Collect every line that includes the string "React".

> _Source excerpt_

--- BEGIN ---

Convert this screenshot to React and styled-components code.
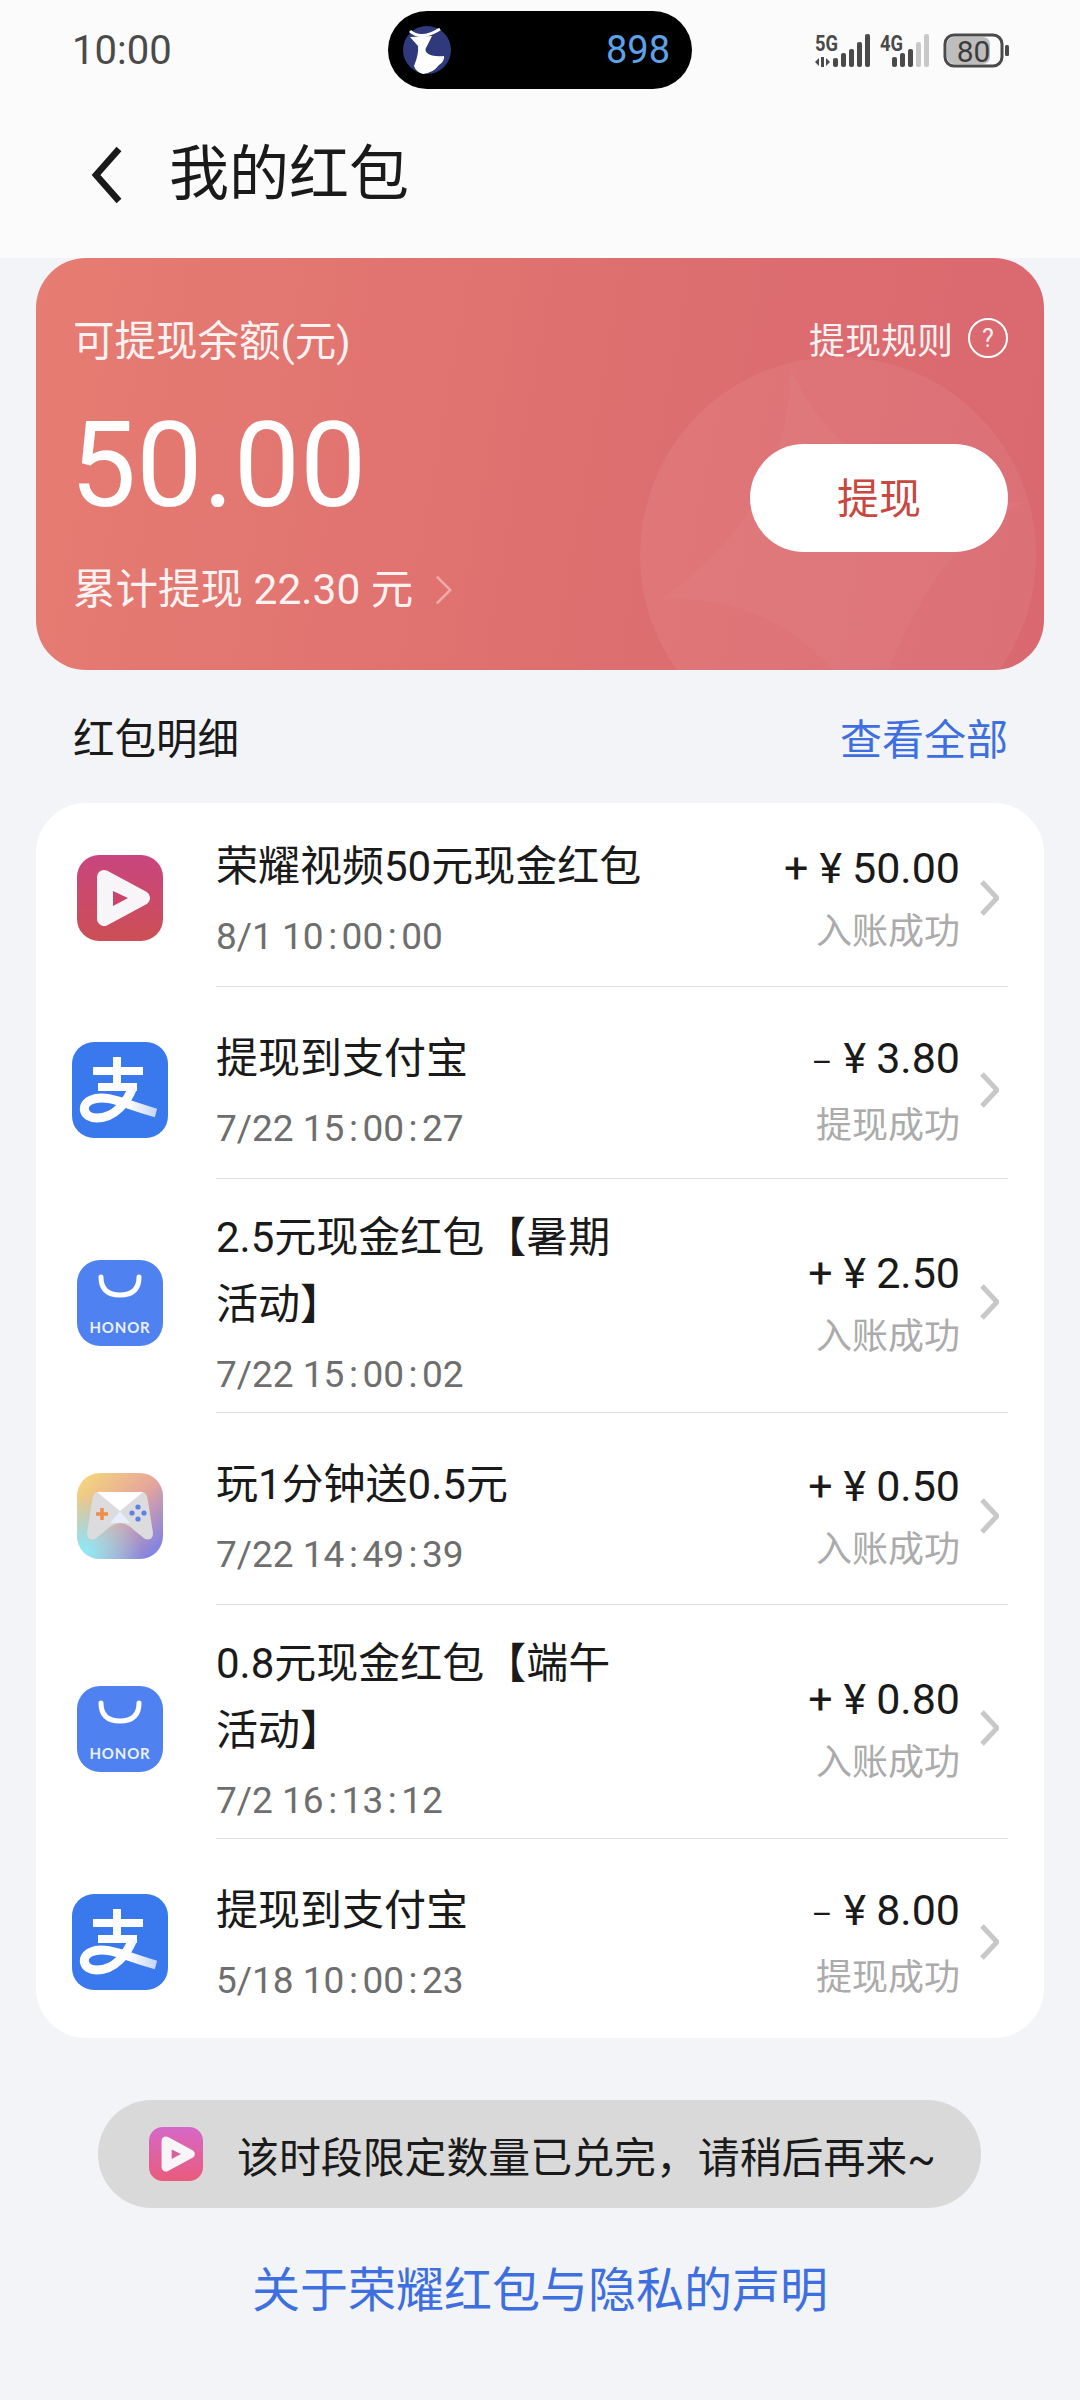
import React from "react";
import styled, { createGlobalStyle } from "styled-components";

const records = [
  { icon: "video", title: "荣耀视频50元现金红包", date: "8/1 10:00:00", sign: "+", amount: "50.00", status: "入账成功" },
  { icon: "alipay", title: "提现到支付宝", date: "7/22 15:00:27", sign: "–", amount: "3.80", status: "提现成功" },
  { icon: "honor", title: "2.5元现金红包【暑期活动】", date: "7/22 15:00:02", sign: "+", amount: "2.50", status: "入账成功", wrapped: true },
  { icon: "game", title: "玩1分钟送0.5元", date: "7/22 14:49:39", sign: "+", amount: "0.50", status: "入账成功" },
  { icon: "honor", title: "0.8元现金红包【端午活动】", date: "7/2 16:13:12", sign: "+", amount: "0.80", status: "入账成功", wrapped: true },
  { icon: "alipay", title: "提现到支付宝", date: "5/18 10:00:23", sign: "–", amount: "8.00", status: "提现成功" },
];

function DeerLogo() {
  return (
    <svg width="48" height="48" viewBox="0 0 48 48">
      <circle cx="24" cy="24" r="24" fill="#2f3a7c" />
      <path d="M7 5Q18 15 37 3" fill="none" stroke="#fff" strokeWidth="3" />
      <path d="M7 11L29 10L24 20Q21 24 24 27Q29 31 41 30Q42 35 36 39Q30 47 20 48Q13 46 11 40Q16 28 15 20Z" fill="#fff" />
    </svg>
  );
}

function StatusIcons() {
  const strong = [[833, 58], [841, 53], [849, 49], [857, 42], [865, 34]];
  const second = [[892, 57, "#4a4a4a"], [900, 53, "#4a4a4a"], [908, 49, "#4a4a4a"], [916, 42, "#c8c8c8"], [924, 34, "#c8c8c8"]];
  return (
    <svg width="196" height="36" viewBox="814 32 196 36">
      <text x="815" y="51" fontFamily="Roboto" fontWeight="700" fontSize="22" fill="#4a4a4a" textLength="23" lengthAdjust="spacingAndGlyphs">5G</text>
      <path d="M815 62l4-4v8zM821 57h3v10h-3zM826 58l4 4-4 4z" fill="#4a4a4a" />
      {strong.map(([x, y]) => (
        <rect key={x} x={x} y={y} width="5" height={67 - y} rx="2" fill="#4a4a4a" />
      ))}
      <text x="880" y="51" fontFamily="Roboto" fontWeight="700" fontSize="22" fill="#4a4a4a" textLength="23" lengthAdjust="spacingAndGlyphs">4G</text>
      {second.map(([x, y, c]) => (
        <rect key={x} x={x} y={y} width="5" height={67 - y} rx="2" fill={c} />
      ))}
      <rect x="945" y="35" width="57" height="31" rx="9" fill="#fbfbfb" stroke="#4a4a4a" strokeWidth="3" />
      <rect x="947" y="37" width="43" height="27" rx="7" fill="#bdbdbd" />
      <rect x="1005" y="45" width="4" height="11" rx="1.5" fill="#4a4a4a" />
      <text x="973.5" y="62" textAnchor="middle" fontFamily="Roboto" fontSize="30" fill="#3c3c3c">80</text>
    </svg>
  );
}

function PlayMark({ id, top, bottom, inner }) {
  return (
    <svg width="100%" height="100%" viewBox="0 0 86 86">
      <defs>
        <linearGradient id={id} x1="0" y1="0" x2="0" y2="1">
          <stop offset="0" stopColor={top} />
          <stop offset="1" stopColor={bottom} />
        </linearGradient>
      </defs>
      <rect width="86" height="86" rx="22" fill={`url(#${id})`} />
      <path d="M27 22L66 43L27 64Z" fill="#f7f5f7" stroke="#f7f5f7" strokeWidth="14" strokeLinejoin="round" />
      <path d="M36 36L51 43L36 51Z" fill={inner} />
    </svg>
  );
}

function AlipayMark() {
  return (
    <svg width="96" height="96" viewBox="0 0 96 96">
      <defs>
        <linearGradient id="alipaySwoosh" x1="0" y1="0" x2="1" y2="0">
          <stop offset="0" stopColor="#fff" />
          <stop offset="0.6" stopColor="#fff" />
          <stop offset="1" stopColor="#c4d6f8" />
        </linearGradient>
      </defs>
      <rect width="96" height="96" rx="22" fill="#3a78ee" />
      <path d="M21 29H71M26 45H65M45 15V45" fill="none" stroke="#fff" strokeWidth="8" />
      <path d="M61 45C55 60 43 76 25 76C11 76 8 63 19 58C34 51 54 63 84 71" fill="none" stroke="url(#alipaySwoosh)" strokeWidth="9" />
    </svg>
  );
}

function HonorMark() {
  return (
    <svg width="86" height="86" viewBox="0 0 86 86">
      <rect width="86" height="86" rx="23" fill="#4f82f0" />
      <path d="M24 17Q24 35 43 35Q62 35 62 17" fill="none" stroke="#fff" strokeWidth="5" strokeLinecap="round" />
      <text x="43" y="73" textAnchor="middle" fontFamily="Lato" fontWeight="700" fontSize="15" letterSpacing="0.8" fill="#eaf1ff">HONOR</text>
    </svg>
  );
}

function GameMark() {
  return (
    <svg width="86" height="86" viewBox="0 0 86 86">
      <defs>
        <linearGradient id="gameBase" x1="0" y1="0" x2="1" y2="1">
          <stop offset="0" stopColor="#f6dc78" />
          <stop offset="0.5" stopColor="#e6a59c" />
          <stop offset="1" stopColor="#6a7cf2" />
        </linearGradient>
        <radialGradient id="gameCyan" cx="0.05" cy="0.95" r="0.7">
          <stop offset="0" stopColor="#86f0ff" />
          <stop offset="1" stopColor="#86f0ff" stopOpacity="0" />
        </radialGradient>
      </defs>
      <rect width="86" height="86" rx="23" fill="url(#gameBase)" />
      <rect width="86" height="86" rx="23" fill="url(#gameCyan)" />
      <path d="M20 19H66Q70 20 71 28L76 60Q76 68 68 66L58 58Q50 50 43 50Q36 50 28 58L18 66Q10 68 10 60L15 28Q16 20 20 19Z" fill="#dcdbdd" />
      <path d="M20 19H66L43 38Z" fill="#fff" />
      <path d="M43 38L53 50H33Z" fill="#e6eefc" />
      <path d="M25 35V47M19 41H31" stroke="#ee8d4a" strokeWidth="3.5" />
      <g fill="#5b82e6">
        <circle cx="61" cy="34" r="2.6" />
        <circle cx="55" cy="40" r="2.6" />
        <circle cx="67" cy="40" r="2.6" />
        <circle cx="61" cy="46" r="2.6" />
      </g>
    </svg>
  );
}

function AppIcon({ children }) {
  return <IconTile>{children}</IconTile>;
}

const marks = {
  video: <AppIcon><PlayMark id="videoTile" top="#c9457f" bottom="#cc4f55" inner="#cc4468" /></AppIcon>,
  alipay: <AlipayMark />,
  honor: <HonorMark />,
  game: <GameMark />,
};

function Chevron({ width = 19, height = 36, color = "#c8c8c8", stroke = 5 }) {
  return (
    <svg width={width} height={height} viewBox="0 0 19 36" preserveAspectRatio="none">
      <path d="M2 2L17 18L2 34" fill="none" stroke={color} strokeWidth={stroke} />
    </svg>
  );
}

function DateText({ value }) {
  const parts = value.split(":");
  return (
    <DateLine>
      {parts.map((part, i) => (
        <React.Fragment key={i}>
          {i > 0 && <Colon>:</Colon>}
          {part}
        </React.Fragment>
      ))}
    </DateLine>
  );
}

export default function App() {
  return (
    <Page>
      <GlobalStyle />
      <Header>
        <StatusBar>
          <Clock>10:00</Clock>
          <Island>
            <DeerLogo />
            <IslandNumber>898</IslandNumber>
          </Island>
          <StatusRight>
            <StatusIcons />
          </StatusRight>
        </StatusBar>
        <TitleBar>
          <svg width="34" height="58" viewBox="0 0 34 58">
            <path d="M29 3L6 29L29 55" fill="none" stroke="#1a1a1a" strokeWidth="6.5" />
          </svg>
          <PageTitle>我的红包</PageTitle>
        </TitleBar>
      </Header>

      <BalanceCard>
        <CardArt width="1008" height="412" viewBox="36 258 1008 412">
          <circle cx="838" cy="555" r="198" fill="#fff" fillOpacity="0.06" />
          <path d="M790 368Q790 510 660 600Q790 590 870 720Q930 540 1023 503Q850 500 790 368Z" fill="#fff" fillOpacity="0.035" />
        </CardArt>
        <CardTop>
          <BalanceLabel>可提现余额(元)</BalanceLabel>
          <Rules>
            提现规则
            <Help>?</Help>
          </Rules>
        </CardTop>
        <CardMain>
          <div>
            <Balance>50.00</Balance>
            <Total>
              累计提现 22.30 元
              <Chevron width={17} height={30} color="rgba(255,255,255,0.4)" stroke={3} />
            </Total>
          </div>
          <Withdraw>提现</Withdraw>
        </CardMain>
      </BalanceCard>

      <SectionHead>
        <SectionTitle>红包明细</SectionTitle>
        <SeeAll>查看全部</SeeAll>
      </SectionHead>

      <List>
        {records.map((r, i) => (
          <Row key={i} $wrapped={r.wrapped}>
            <IconSlot>{marks[r.icon]}</IconSlot>
            <RowBody>
              <RowText>
                <RowTitle>{r.title}</RowTitle>
                <DateText value={r.date} />
              </RowText>
              <RowAmount>
                <Amount>
                  <Sign $minus={r.sign === "–"}>{r.sign}</Sign>
                  <Yen>¥</Yen>
                  {r.amount}
                </Amount>
                <Status>{r.status}</Status>
              </RowAmount>
              <Chevron />
            </RowBody>
          </Row>
        ))}
      </List>

      <Notice>
        <NoticeIcon>
          <PlayMark id="noticeTile" top="#d668c8" bottom="#e95b7c" inner="#d9609f" />
        </NoticeIcon>
        <NoticeText>该时段限定数量已兑完，请稍后再来~</NoticeText>
      </Notice>

      <Statement>关于荣耀红包与隐私的声明</Statement>
    </Page>
  );
}

const GlobalStyle = createGlobalStyle`
  body {
    margin: 0;
    background: #f2f4f8;
    font-family: Roboto, "Noto Sans CJK SC", sans-serif;
  }
`;

const Page = styled.div`
  width: 1080px;
  min-height: 2400px;
  background: #f2f4f8;
  color: #1a1a1a;
`;

const Header = styled.header`
  background: #fbfbfb;
  height: 258px;
`;

const StatusBar = styled.div`
  display: grid;
  grid-template-columns: 1fr auto 1fr;
  align-items: center;
  height: 100px;
  padding: 0 70px;
`;

const Clock = styled.span`
  margin-left: 2px;
  font-size: 40px;
  color: #4a4a4a;
`;

const Island = styled.div`
  display: flex;
  align-items: center;
  justify-content: space-between;
  width: 304px;
  height: 78px;
  padding: 0 22px 0 15px;
  box-sizing: border-box;
  border-radius: 39px;
  background: #000;
`;

const IslandNumber = styled.span`
  font-size: 38px;
  color: #5da2e8;
`;

const StatusRight = styled.div`
  display: flex;
  justify-content: flex-end;
`;

const TitleBar = styled.div`
  display: flex;
  align-items: center;
  gap: 45px;
  height: 150px;
  padding-left: 90px;
`;

const PageTitle = styled.h1`
  margin: 0;
  font-size: 60px;
  font-weight: 400;
  line-height: 70px;
`;

const BalanceCard = styled.section`
  position: relative;
  overflow: hidden;
  height: 412px;
  margin: 0 36px;
  padding: 55px 36px 0 37px;
  box-sizing: border-box;
  border-radius: 50px;
  background: linear-gradient(100deg, #e67c72 0%, #de6f6f 55%, #d96870 100%);
  color: #fff;
`;

const CardArt = styled.svg`
  position: absolute;
  top: 0;
  left: 0;
`;

const CardTop = styled.div`
  position: relative;
  display: flex;
  align-items: center;
  justify-content: space-between;
  height: 50px;
`;

const BalanceLabel = styled.span`
  font-size: 41.5px;
  color: rgba(255, 255, 255, 0.92);
`;

const Rules = styled.span`
  display: flex;
  align-items: center;
  gap: 15px;
  font-size: 36px;
  color: rgba(255, 255, 255, 0.92);
`;

const Help = styled.span`
  display: flex;
  align-items: center;
  justify-content: center;
  width: 40px;
  height: 40px;
  box-sizing: border-box;
  border: 2.5px solid #fff;
  border-radius: 50%;
  font-size: 25px;
`;

const CardMain = styled.div`
  position: relative;
  display: flex;
  align-items: center;
  justify-content: space-between;
  margin-top: 43px;
`;

const Balance = styled.div`
  margin-left: -3px;
  font-size: 118px;
  line-height: 120px;
`;

const Total = styled.div`
  display: flex;
  align-items: center;
  gap: 22px;
  margin-top: 39px;
  font-size: 42.5px;
  line-height: 50px;
  color: rgba(255, 255, 255, 0.92);
`;

const Withdraw = styled.button`
  width: 258px;
  height: 108px;
  margin-bottom: 26px;
  padding: 0 0 4px;
  border: 0;
  border-radius: 54px;
  background: #fff;
  color: #c8473f;
  font-family: inherit;
  font-size: 42px;
`;

const SectionHead = styled.div`
  display: flex;
  align-items: center;
  justify-content: space-between;
  height: 132px;
  padding: 0 72px 1px 73px;
`;

const SectionTitle = styled.h2`
  margin: 0;
  font-size: 41.5px;
  font-weight: 400;
`;

const SeeAll = styled.span`
  font-size: 42px;
  color: #3d6fe0;
`;

const List = styled.section`
  margin: 0 36px;
  border-radius: 50px;
  background: #fff;
  overflow: hidden;
`;

const IconSlot = styled.div`
  display: flex;
  flex: 0 0 168px;
  align-items: center;
  justify-content: center;
  margin-right: 12px;
  padding: var(--top) 0 var(--bottom);
  svg {
    display: block;
  }
`;

const RowBody = styled.div`
  display: flex;
  flex: 1;
  align-items: center;
  margin-right: 36px;
  padding: var(--top) 9px var(--bottom) 0;
  border-bottom: 1px solid #dfdfdf;
`;

const Row = styled.article`
  --top: 38px;
  --bottom: 24px;
  ${({ $wrapped }) => $wrapped && "--top: 25px; --bottom: 12px;"}
  display: flex;
  &:first-child {
    --top: 30px;
  }
  &:last-child {
    --bottom: 32px;
  }
  &:last-child ${RowBody} {
    border-bottom: 0;
  }
`;

const IconTile = styled.div`
  width: 86px;
  height: 86px;
`;

const RowText = styled.div`
  flex: 1;
  min-width: 0;
`;

const RowTitle = styled.div`
  max-width: 430px;
  font-size: 42px;
  line-height: 67px;
`;

const DateLine = styled.div`
  margin-top: 12px;
  font-size: 37px;
  line-height: 50px;
  color: #6e6e6e;
`;

const Colon = styled.span`
  margin: 0 4.5px;
`;

const RowAmount = styled.div`
  margin-right: 20px;
  padding-top: 5px;
  text-align: right;
`;

const Amount = styled.div`
  font-size: 43px;
  line-height: 50px;
`;

const Sign = styled.span`
  margin-right: 11px;
  font-size: ${({ $minus }) => ($minus ? "32px" : "43px")};
`;

const Yen = styled.span`
  margin-right: 10px;
`;

const Status = styled.div`
  margin-top: 14px;
  font-size: 36px;
  line-height: 50px;
  color: #ababab;
`;

const Notice = styled.div`
  display: flex;
  align-items: center;
  gap: 34px;
  width: 883px;
  height: 108px;
  margin: 62px 0 0 98px;
  padding-left: 51px;
  box-sizing: border-box;
  border-radius: 54px;
  background: #d9d9d9;
`;

const NoticeIcon = styled.div`
  width: 54px;
  height: 54px;
  svg {
    display: block;
  }
`;

const NoticeText = styled.span`
  font-size: 41.9px;
  white-space: nowrap;
`;

const Statement = styled.div`
  margin-top: 53px;
  font-size: 48px;
  line-height: 60px;
  text-align: center;
  color: #3d6fe0;
`;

--- END ---

> _Exercise solution_
Convert this screenshot to React and styled-components code.
import React from "react";
        <React.Fragment key={i}>
        </React.Fragment>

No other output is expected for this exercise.